## What you need to do
Select every line below containing the word "React".

## Provided material
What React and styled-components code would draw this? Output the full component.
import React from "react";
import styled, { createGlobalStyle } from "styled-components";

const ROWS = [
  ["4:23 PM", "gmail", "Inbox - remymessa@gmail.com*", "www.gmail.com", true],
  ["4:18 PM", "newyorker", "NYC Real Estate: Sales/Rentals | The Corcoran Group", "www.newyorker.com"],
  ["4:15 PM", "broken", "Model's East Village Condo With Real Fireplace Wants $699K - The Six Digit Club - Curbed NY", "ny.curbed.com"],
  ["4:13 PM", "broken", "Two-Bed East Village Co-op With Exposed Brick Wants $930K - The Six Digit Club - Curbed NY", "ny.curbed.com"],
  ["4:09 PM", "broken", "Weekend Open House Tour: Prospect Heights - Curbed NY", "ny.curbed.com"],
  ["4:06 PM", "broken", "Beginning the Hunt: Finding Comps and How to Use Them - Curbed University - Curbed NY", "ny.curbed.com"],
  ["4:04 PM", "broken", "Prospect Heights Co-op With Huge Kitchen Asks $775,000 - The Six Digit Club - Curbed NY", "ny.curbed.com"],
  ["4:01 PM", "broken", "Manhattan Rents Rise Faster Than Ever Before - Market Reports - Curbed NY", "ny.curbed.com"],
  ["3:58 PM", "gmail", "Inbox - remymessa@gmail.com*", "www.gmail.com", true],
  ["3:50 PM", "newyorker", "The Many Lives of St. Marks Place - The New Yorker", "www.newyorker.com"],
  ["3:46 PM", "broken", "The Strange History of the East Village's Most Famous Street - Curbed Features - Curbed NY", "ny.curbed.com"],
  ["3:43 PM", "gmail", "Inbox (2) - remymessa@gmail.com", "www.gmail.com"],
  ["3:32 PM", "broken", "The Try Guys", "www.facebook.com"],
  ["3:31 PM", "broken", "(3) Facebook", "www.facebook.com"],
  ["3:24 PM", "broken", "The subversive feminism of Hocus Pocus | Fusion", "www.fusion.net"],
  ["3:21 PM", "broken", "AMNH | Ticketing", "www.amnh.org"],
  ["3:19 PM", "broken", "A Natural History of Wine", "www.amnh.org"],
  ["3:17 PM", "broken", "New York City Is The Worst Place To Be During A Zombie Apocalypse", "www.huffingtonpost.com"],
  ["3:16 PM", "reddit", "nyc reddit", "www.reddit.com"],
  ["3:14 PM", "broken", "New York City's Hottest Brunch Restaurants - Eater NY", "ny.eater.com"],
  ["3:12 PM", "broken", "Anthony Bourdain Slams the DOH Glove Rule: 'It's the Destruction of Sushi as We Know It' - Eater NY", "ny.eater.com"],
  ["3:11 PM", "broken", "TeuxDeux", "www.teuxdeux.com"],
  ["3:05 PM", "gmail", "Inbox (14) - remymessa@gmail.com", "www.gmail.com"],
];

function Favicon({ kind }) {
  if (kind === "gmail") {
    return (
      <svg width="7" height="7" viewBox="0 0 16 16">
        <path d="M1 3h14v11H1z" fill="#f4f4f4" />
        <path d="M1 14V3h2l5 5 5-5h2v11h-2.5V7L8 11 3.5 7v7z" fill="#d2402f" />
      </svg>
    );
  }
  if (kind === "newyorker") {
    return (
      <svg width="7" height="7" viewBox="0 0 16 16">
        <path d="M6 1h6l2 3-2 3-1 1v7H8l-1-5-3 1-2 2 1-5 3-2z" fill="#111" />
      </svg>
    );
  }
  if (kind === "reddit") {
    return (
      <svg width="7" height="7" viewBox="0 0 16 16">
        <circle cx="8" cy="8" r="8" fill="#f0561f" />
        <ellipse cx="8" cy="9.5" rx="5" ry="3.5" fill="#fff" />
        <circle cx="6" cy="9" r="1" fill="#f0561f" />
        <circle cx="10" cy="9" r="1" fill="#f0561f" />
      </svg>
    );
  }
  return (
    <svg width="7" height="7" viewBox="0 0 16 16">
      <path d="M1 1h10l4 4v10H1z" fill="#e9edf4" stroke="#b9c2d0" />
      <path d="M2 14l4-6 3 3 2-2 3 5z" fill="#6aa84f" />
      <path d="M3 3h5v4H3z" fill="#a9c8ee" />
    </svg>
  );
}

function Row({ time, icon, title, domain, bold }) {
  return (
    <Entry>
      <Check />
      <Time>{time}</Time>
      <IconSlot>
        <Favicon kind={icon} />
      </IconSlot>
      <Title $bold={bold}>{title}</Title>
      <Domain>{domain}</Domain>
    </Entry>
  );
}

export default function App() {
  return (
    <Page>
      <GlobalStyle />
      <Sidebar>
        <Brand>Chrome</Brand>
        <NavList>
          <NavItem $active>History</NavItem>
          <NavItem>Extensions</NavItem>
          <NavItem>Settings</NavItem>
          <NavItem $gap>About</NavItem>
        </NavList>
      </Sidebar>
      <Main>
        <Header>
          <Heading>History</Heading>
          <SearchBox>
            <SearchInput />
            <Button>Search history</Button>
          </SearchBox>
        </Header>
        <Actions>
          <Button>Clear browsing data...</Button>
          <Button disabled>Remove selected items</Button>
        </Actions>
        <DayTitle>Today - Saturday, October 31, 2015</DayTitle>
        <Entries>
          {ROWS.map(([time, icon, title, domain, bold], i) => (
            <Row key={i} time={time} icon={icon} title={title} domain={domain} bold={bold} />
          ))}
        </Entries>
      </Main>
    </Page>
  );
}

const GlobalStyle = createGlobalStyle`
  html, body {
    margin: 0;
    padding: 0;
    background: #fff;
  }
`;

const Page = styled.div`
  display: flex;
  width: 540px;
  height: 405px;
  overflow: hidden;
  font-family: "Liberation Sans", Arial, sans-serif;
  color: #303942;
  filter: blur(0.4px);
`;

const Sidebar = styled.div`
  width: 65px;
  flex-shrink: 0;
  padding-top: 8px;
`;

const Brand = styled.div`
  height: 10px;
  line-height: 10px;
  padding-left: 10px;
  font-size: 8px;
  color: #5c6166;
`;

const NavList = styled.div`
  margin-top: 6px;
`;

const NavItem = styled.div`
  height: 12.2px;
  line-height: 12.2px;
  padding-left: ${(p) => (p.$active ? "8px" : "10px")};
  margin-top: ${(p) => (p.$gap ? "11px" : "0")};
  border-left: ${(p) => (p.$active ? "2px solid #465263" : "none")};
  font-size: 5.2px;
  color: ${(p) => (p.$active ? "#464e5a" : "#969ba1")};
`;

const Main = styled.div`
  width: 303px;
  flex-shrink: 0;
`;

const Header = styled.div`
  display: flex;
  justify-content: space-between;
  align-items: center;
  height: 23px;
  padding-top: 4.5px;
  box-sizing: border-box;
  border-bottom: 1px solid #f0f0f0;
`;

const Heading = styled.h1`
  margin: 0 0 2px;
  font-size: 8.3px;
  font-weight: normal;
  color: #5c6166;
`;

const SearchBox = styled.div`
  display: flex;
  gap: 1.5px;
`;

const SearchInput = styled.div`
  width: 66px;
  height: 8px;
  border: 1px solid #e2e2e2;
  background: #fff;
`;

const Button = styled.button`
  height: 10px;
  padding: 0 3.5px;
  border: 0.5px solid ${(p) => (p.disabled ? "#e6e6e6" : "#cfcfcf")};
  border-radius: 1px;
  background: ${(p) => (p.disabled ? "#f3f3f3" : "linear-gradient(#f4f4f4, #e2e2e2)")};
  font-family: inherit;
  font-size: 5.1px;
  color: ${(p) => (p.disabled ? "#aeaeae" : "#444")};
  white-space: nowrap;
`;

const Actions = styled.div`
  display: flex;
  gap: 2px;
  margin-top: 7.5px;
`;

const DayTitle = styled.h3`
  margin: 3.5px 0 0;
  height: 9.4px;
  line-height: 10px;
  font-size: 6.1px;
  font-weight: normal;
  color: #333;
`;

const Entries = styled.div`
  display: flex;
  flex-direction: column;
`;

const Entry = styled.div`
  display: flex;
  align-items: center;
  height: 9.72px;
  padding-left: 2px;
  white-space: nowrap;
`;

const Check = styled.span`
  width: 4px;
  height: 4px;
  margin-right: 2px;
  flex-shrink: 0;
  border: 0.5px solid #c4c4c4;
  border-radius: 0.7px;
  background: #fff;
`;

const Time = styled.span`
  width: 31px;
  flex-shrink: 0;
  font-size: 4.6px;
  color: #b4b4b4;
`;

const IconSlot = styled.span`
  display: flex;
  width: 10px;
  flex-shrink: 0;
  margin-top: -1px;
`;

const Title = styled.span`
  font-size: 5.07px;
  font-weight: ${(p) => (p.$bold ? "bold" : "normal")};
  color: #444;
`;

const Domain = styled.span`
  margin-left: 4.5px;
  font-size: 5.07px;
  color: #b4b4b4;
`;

## Answer
What React and styled-components code would draw this? Output the full component.
import React from "react";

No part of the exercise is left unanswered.